===== Data block
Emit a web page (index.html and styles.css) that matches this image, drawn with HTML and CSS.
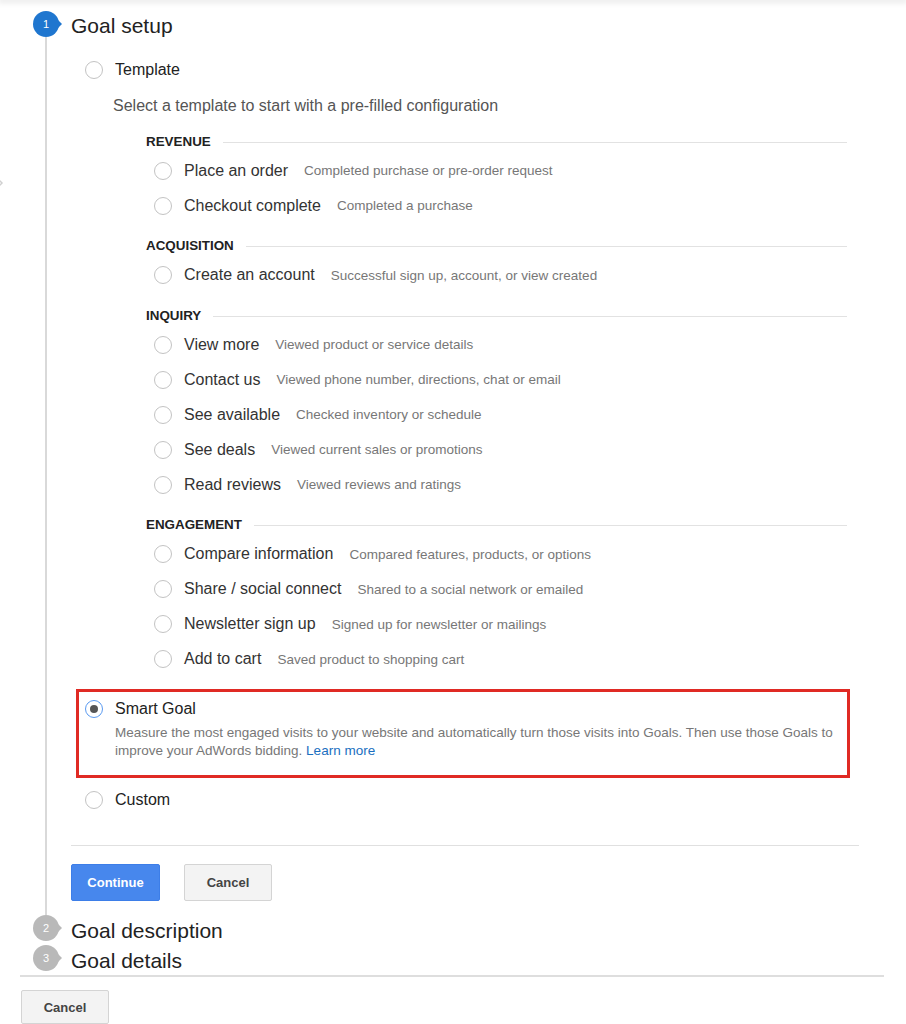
FILE: index.html
```html
<!DOCTYPE html>
<html lang="en">
<head>
<meta charset="utf-8">
<title>Goal setup</title>
<link rel="stylesheet" href="styles.css">
</head>
<body>
<div class="top-shadow"></div>
<svg class="edge-chevron" width="6" height="10" viewBox="0 0 6 10"><path d="M0 1 L4 5 L0 9" fill="none" stroke="#d0d0d0" stroke-width="1.5"/></svg>

<div class="steps">
  <section class="step step-open">
    <div class="rail rail-open">
      <div class="badge badge-active">1</div>
      <div class="rail-line"></div>
    </div>
    <div class="step-main">
      <h2 class="step-title">Goal setup</h2>

      <div class="option option-template">
        <span class="radio"></span>
        <span class="option-label">Template</span>
      </div>
      <p class="hint">Select a template to start with a pre-filled configuration</p>

      <div class="groups">
        <div class="group">
          <div class="group-head"><span class="group-name">REVENUE</span><span class="group-rule"></span></div>
          <div class="item"><span class="radio"></span><span class="item-label">Place an order</span><span class="item-desc">Completed purchase or pre-order request</span></div>
          <div class="item"><span class="radio"></span><span class="item-label">Checkout complete</span><span class="item-desc">Completed a purchase</span></div>
        </div>
        <div class="group">
          <div class="group-head"><span class="group-name">ACQUISITION</span><span class="group-rule"></span></div>
          <div class="item"><span class="radio"></span><span class="item-label">Create an account</span><span class="item-desc">Successful sign up, account, or view created</span></div>
        </div>
        <div class="group">
          <div class="group-head"><span class="group-name">INQUIRY</span><span class="group-rule"></span></div>
          <div class="item"><span class="radio"></span><span class="item-label">View more</span><span class="item-desc">Viewed product or service details</span></div>
          <div class="item"><span class="radio"></span><span class="item-label">Contact us</span><span class="item-desc">Viewed phone number, directions, chat or email</span></div>
          <div class="item"><span class="radio"></span><span class="item-label">See available</span><span class="item-desc">Checked inventory or schedule</span></div>
          <div class="item"><span class="radio"></span><span class="item-label">See deals</span><span class="item-desc">Viewed current sales or promotions</span></div>
          <div class="item"><span class="radio"></span><span class="item-label">Read reviews</span><span class="item-desc">Viewed reviews and ratings</span></div>
        </div>
        <div class="group">
          <div class="group-head"><span class="group-name">ENGAGEMENT</span><span class="group-rule"></span></div>
          <div class="item"><span class="radio"></span><span class="item-label">Compare information</span><span class="item-desc">Compared features, products, or options</span></div>
          <div class="item"><span class="radio"></span><span class="item-label">Share / social connect</span><span class="item-desc">Shared to a social network or emailed</span></div>
          <div class="item"><span class="radio"></span><span class="item-label">Newsletter sign up</span><span class="item-desc">Signed up for newsletter or mailings</span></div>
          <div class="item"><span class="radio"></span><span class="item-label">Add to cart</span><span class="item-desc">Saved product to shopping cart</span></div>
        </div>
      </div>

      <div class="smart-box">
        <div class="option">
          <span class="radio radio-checked"></span>
          <span class="option-label">Smart Goal</span>
        </div>
        <p class="smart-desc">Measure the most engaged visits to your website and automatically turn those visits into Goals. Then use those Goals to improve your AdWords bidding. <a class="link" href="#">Learn more</a></p>
      </div>

      <div class="option option-custom">
        <span class="radio"></span>
        <span class="option-label">Custom</span>
      </div>

      <div class="separator"></div>

      <div class="actions">
        <button class="btn btn-primary">Continue</button>
        <button class="btn">Cancel</button>
      </div>
    </div>
  </section>

  <section class="step">
    <div class="rail"><div class="badge">2</div></div>
    <div class="step-main"><h2 class="step-title step-title-closed">Goal description</h2></div>
  </section>

  <section class="step">
    <div class="rail"><div class="badge">3</div></div>
    <div class="step-main"><h2 class="step-title step-title-closed">Goal details</h2></div>
  </section>
</div>

<div class="footer-rule"></div>
<div class="footer">
  <button class="btn btn-footer">Cancel</button>
</div>
</body>
</html>
```

FILE: styles.css
```css
* { box-sizing: border-box; }

html, body {
  margin: 0;
  padding: 0;
  background: #ffffff;
}

body {
  font-family: "Liberation Sans", Arial, Helvetica, sans-serif;
  color: #222;
  width: 906px;
  height: 1024px;
  overflow: hidden;
  position: relative;
}

.top-shadow {
  height: 0;
  box-shadow: 0 0 6px 2px rgba(0, 0, 0, 0.13);
  position: relative;
  z-index: 2;
}

.edge-chevron {
  position: absolute;
  left: -2px;
  top: 178px;
}

.steps {
  display: flex;
  flex-direction: column;
}

.step {
  display: grid;
  grid-template-columns: 71px 1fr;
  height: 30px;
}

.step-open {
  height: auto;
}

.rail {
  display: flex;
  flex-direction: column;
}

.rail-open {
  padding-top: 11px;
}

.badge {
  width: 26px;
  height: 26px;
  margin-left: 33px;
  border-radius: 50%;
  background: #b9b9b9;
  color: #fff;
  font-size: 11px;
  display: flex;
  align-items: center;
  justify-content: center;
  position: relative;
  flex: none;
}

.badge::after {
  content: "";
  position: absolute;
  right: -3px;
  top: 9px;
  border-left: 4px solid #b9b9b9;
  border-top: 4px solid transparent;
  border-bottom: 4px solid transparent;
}

.badge-active {
  background: #1f76cf;
}

.badge-active::after {
  border-left-color: #1f76cf;
}

.rail-line {
  flex: 1;
  width: 2px;
  margin-left: 45px;
  background: #d9d9d9;
}

.step-main {
  padding-right: 47px;
  display: flex;
  flex-direction: column;
}

.step-open .step-main {
  padding-top: 11px;
  padding-bottom: 14px;
}

.step-title {
  margin: 0;
  padding-top: 2px;
  font-size: 21px;
  line-height: 26px;
  font-weight: normal;
  color: #222;
}

.step-title-closed {
  padding-top: 3px;
}

.option {
  display: flex;
  align-items: center;
  height: 30px;
  gap: 12px;
  padding-left: 14px;
}

.option-template {
  margin-top: 16px;
}

.option-label {
  font-size: 16px;
  color: #222;
}

.radio {
  width: 18px;
  height: 18px;
  border-radius: 50%;
  border: 1.5px solid #c3c3c3;
  background: #fff;
  flex: none;
  display: flex;
  align-items: center;
  justify-content: center;
}

.radio-checked {
  border-color: #5a9af0;
}

.radio-checked::before {
  content: "";
  width: 8px;
  height: 8px;
  border-radius: 50%;
  background: #555;
}

.hint {
  margin: 11px 0 0 42px;
  font-size: 16px;
  line-height: 20px;
  color: #555;
}

.groups {
  margin: 15px 12px 0 75px;
  display: flex;
  flex-direction: column;
  gap: 12.5px;
}

.group-head {
  display: flex;
  align-items: center;
  height: 20px;
  gap: 12px;
  margin-bottom: 2px;
}

.group-name {
  font-size: 13.4px;
  font-weight: bold;
  color: #222;
}

.group-rule {
  flex: 1;
  height: 1px;
  background: #e2e2e2;
  margin-top: 2px;
}

.item {
  display: flex;
  align-items: center;
  height: 35px;
  padding-left: 8px;
}

.item .radio {
  margin-right: 12px;
}

.item-label {
  font-size: 16px;
  color: #333;
  margin-right: 16px;
}

.item-desc {
  font-size: 13.5px;
  color: #777;
}

.smart-box {
  margin: 12.5px 0 0 5px;
  width: 774px;
  border: 3px solid #e02a24;
  padding: 2px 8px 15px 0;
}

.smart-box .option {
  padding-left: 6px;
}

.smart-desc {
  margin: 0 0 0 36px;
  font-size: 13.5px;
  line-height: 18px;
  color: #777;
}

.link {
  color: #1a6fc0;
  text-decoration: none;
}

.option-custom {
  margin-top: 7px;
}

.separator {
  margin-top: 30px;
  height: 1px;
  background: #e0e0e0;
}

.actions {
  display: flex;
  gap: 24px;
  margin-top: 18px;
}

.btn {
  font-family: "Liberation Sans", Arial, Helvetica, sans-serif;
  font-size: 13px;
  font-weight: bold;
  height: 37px;
  width: 88px;
  border-radius: 2px;
  border: 1px solid #d4d4d4;
  background: #f3f3f3;
  color: #444;
  padding: 0;
}

.btn-primary {
  width: 89px;
  background: #4787ed;
  border-color: #3d7ee8;
  color: #fff;
}

.footer-rule {
  margin-left: 20px;
  width: 864px;
  height: 2px;
  background: #dedede;
}

.footer {
  padding: 13px 0 0 21px;
}

.btn-footer {
  height: 34px;
}
```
==========
Directive>
For the listing above, give the number of lines in which the string "styles" occurs, and nothing else.

Solution>
3